A copy of the opinion is available at: http://media.ca1.uscourts.gov/pdf.opinions/12-2388P-01A.pdf.
Plaintiff borrower ("Borrower") obtained a home refinance loan that was later assigned to defendant savings bank and serviced by defendant loan servicer ("Servicer"). The mortgage agreement provided among other things that in the event of default, the loan could be accelerated and foreclosed, and that Borrower could reinstate the mortgage upon payment of any past due amounts, penalties, interest and fees.
Borrower defaulted on the loan, was able to obtain a loan modification, but subsequently fell behind on his payments a second time. Servicer then sent Borrower a letter informing him of the amount due and that additional fees would be assessed after a certain date. The letter did not specifically refer to a "reinstatement amount."
Shortly thereafter, Borrower allegedly received a letter from a foreclosure law firm ("Foreclosure Counsel"), informing him that the loan was being accelerated according to the terms of the loan agreement. Directing Borrower to Foreclosure Counsel's website, the letter indicated that Borrower could reinstate the loan, but did not provide a reinstatement amount. Borrower allegedly requested a reinstatement amount from Foreclosure Counsel, but never received one.

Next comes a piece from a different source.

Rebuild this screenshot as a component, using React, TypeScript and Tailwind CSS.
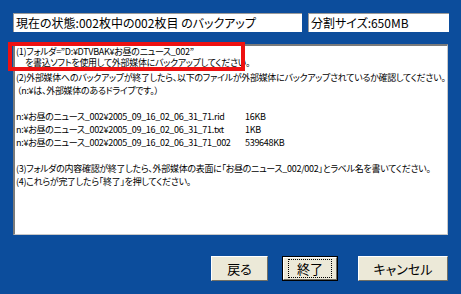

Next, having received a notice from Servicer of a scheduled foreclosure sale of the property, Borrower faxed Servicer a loan modification application. Borrower then allegedly exchanged communications with a number of Servicer representatives and was supposedly instructed in two separate letters to submit additional financial information. Each letter provided a different fax number for submitting the information. Per the instructions in the second letter, Borrower submitted the additional information to the number specified in that letter, but not to the number listed in the previous letter.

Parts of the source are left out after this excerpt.